Postby nucky thompson » Mon Jul 22, 2013 11:01 pm

Anonymous User wrote:I'm a 2L at a strong regional school. I am top 10%, strong secondary journal. I'm finishing up my 1L summer in the appellate division of a local state office. I’ve been watching the biglaw field with some trepidation.

My fiance and I regularly debate whether it is wise to wade into the waters of OCI and possibly work at a large firm after law school. My biggest fear is that I will get a job at a large firm, and then receive a pink slip in two years when the company downsizes, leaving me and several colleagues out in the wash with no relevant experience for other areas. My fiance belives that the pay is worth the risk, while I am more circumspect.

Would anyone recommend that a young lawyer start at a biglaw firm after graduation at this point in time, given the recent stability issues? Or would they recommend perhaps finding a modest (but more stable) job, perhaps in state government?

(Anonymous because someone would be able to ID me by some of this information.)

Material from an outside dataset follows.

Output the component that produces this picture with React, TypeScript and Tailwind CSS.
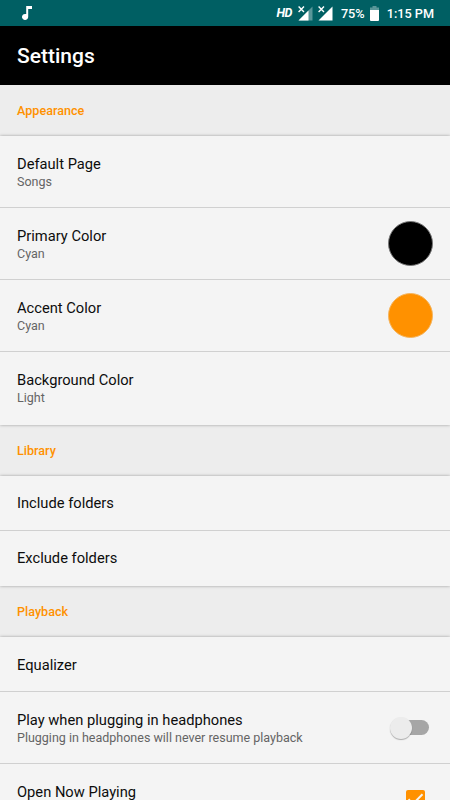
import clsx from "clsx";
import type { ReactNode } from "react";

type Item = {
  title: string;
  subtitle?: string;
  className: string;
  control?: ReactNode;
};

type Section = {
  label: string;
  items: Item[];
};

function ColorDot({ className }: { className: string }) {
  return <span className={clsx("size-[45px] rounded-full border", className)} />;
}

function Toggle() {
  return (
    <span className="mr-1 flex h-[15px] w-[35px] items-center rounded-full bg-[#a6a6a6]">
      <span className="-ml-[4px] size-[22px] shrink-0 rounded-full bg-[#ececec] shadow-[0_1px_1px_rgba(0,0,0,0.3)]" />
    </span>
  );
}

function Checkbox() {
  return (
    <svg viewBox="0 0 19 19" className="mt-[9px] mr-[8px] size-[19px]">
      <rect width="19" height="19" rx="2" fill="#ff9100" />
      <path d="M2.5 9.3 7 13.8 16.5 4.3" fill="none" stroke="#f4f4f4" strokeWidth="2" />
    </svg>
  );
}

const sections: Section[] = [
  {
    label: "Appearance",
    items: [
      { title: "Default Page", subtitle: "Songs", className: "h-[72px] items-center" },
      {
        title: "Primary Color",
        subtitle: "Cyan",
        className: "h-[72px] items-center",
        control: <ColorDot className="border-[#777] bg-black" />,
      },
      {
        title: "Accent Color",
        subtitle: "Cyan",
        className: "h-[72px] items-center",
        control: <ColorDot className="border-[#f5b45c] bg-[#ff9100]" />,
      },
      { title: "Background Color", subtitle: "Light", className: "h-[73px] items-center pb-[2px]" },
    ],
  },
  {
    label: "Library",
    items: [
      { title: "Include folders", className: "h-[55px] items-center pb-[2px]" },
      { title: "Exclude folders", className: "h-[55px] items-center pb-[3px]" },
    ],
  },
  {
    label: "Playback",
    items: [
      { title: "Equalizer", className: "h-[55px] items-center" },
      {
        title: "Play when plugging in headphones",
        subtitle: "Plugging in headphones will never resume playback",
        className: "h-[72px] items-center",
        control: <Toggle />,
      },
      {
        title: "Open Now Playing",
        className: "h-[72px] items-start pt-[17px]",
        control: <Checkbox />,
      },
    ],
  },
];

function SignalIcon({ faded }: { faded?: boolean }) {
  return (
    <svg viewBox="0 0 15 15" className="size-[15px]">
      <path d="M14.5 0.5V14.5H0.5Z" fill="#fff" fillOpacity={faded ? 0.35 : 1} />
      {faded && <path d="M10.5 4.5V14.5H0.5Z" fill="#fff" />}
      <path d="M0 0H7V5L5 7H0Z" fill="#005f63" />
      <path d="M0.6 0.6 6 6M6 0.6 0.6 6" stroke="#fff" strokeWidth="1.4" />
    </svg>
  );
}

function StatusBar() {
  return (
    <div className="flex h-[26px] items-center bg-[#005f63] pr-[16px] pl-[22px] text-[12.7px] font-medium text-white">
      <svg viewBox="0 0 10 14" className="h-[14px] w-[10px]">
        <path d="M4.2 0H10V3H6.2V11A3.1 3 0 1 1 4.2 8.1Z" fill="#fff" />
      </svg>
      <span className="ml-auto pt-px text-[12.5px] font-bold tracking-[-0.5px] italic">HD</span>
      <div className="ml-[6px] flex gap-[5px]">
        <SignalIcon faded />
        <SignalIcon />
      </div>
      <span className="ml-[8px] pt-px">75%</span>
      <svg viewBox="0 0 9 15" className="ml-[5px] h-[15px] w-[9px]">
        <path d="M2.5 0H6.5V1.5H9V4H0V1.5H2.5Z" fill="#fff" fillOpacity="0.35" />
        <path d="M0 4H9V14a1 1 0 0 1-1 1H1a1 1 0 0 1-1-1Z" fill="#fff" />
      </svg>
      <span className="ml-[8px] pt-px">1:15 PM</span>
    </div>
  );
}

function Row({ item }: { item: Item }) {
  return (
    <div className={clsx("flex justify-between border-b border-[#d0d0d0] px-[17px] last:border-b-0", item.className)}>
      <div className="pt-[2px]">
        <div className="text-[14.7px] leading-[18px] text-[#0d0d0d]">{item.title}</div>
        {item.subtitle && (
          <div className="text-[12.5px] leading-[18px] text-[#646464]">{item.subtitle}</div>
        )}
      </div>
      {item.control}
    </div>
  );
}

export default function App() {
  return (
    <div className="h-[800px] w-[450px] overflow-hidden bg-[#ededed] font-['Roboto',sans-serif]">
      <StatusBar />
      <header className="flex h-[59px] items-center bg-black px-[17px] pt-[2px]">
        <h1 className="text-[21px] font-medium text-white">Settings</h1>
      </header>
      {sections.map((section) => (
        <section key={section.label}>
          <h2 className="flex h-[51px] items-center px-[17px] pt-px text-[12.6px] font-medium text-[#ff9100]">
            {section.label}
          </h2>
          <div className="bg-[#f4f4f4] shadow-[0_0_3px_rgba(0,0,0,0.35)]">
            {section.items.map((item) => (
              <Row key={item.title} item={item} />
            ))}
          </div>
        </section>
      ))}
    </div>
  );
}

this reads like a journalistic inquiry or something, like youre trying to get the pulse of TLS re current market conditions. the following sentence is most suspect: "would anyone recommend that a young lawyer start at a biglaw firm after graduation . . . given the recent stability issues"

anyway, you have been watching the big law field with trepidation, so now you're debating whether or not to avoid OCI altogether - why not decide if biglaw is right for you first. If you want to work biglaw, then you should research law firms looking for info regarding health of the firm, this info will allow you to choose an employer rationally, after rationally evaluating your options.

Also, assuming the firm you have rationally chosen goes under two years later - how come you think two years in a big law firm would leave you with no relevant experience?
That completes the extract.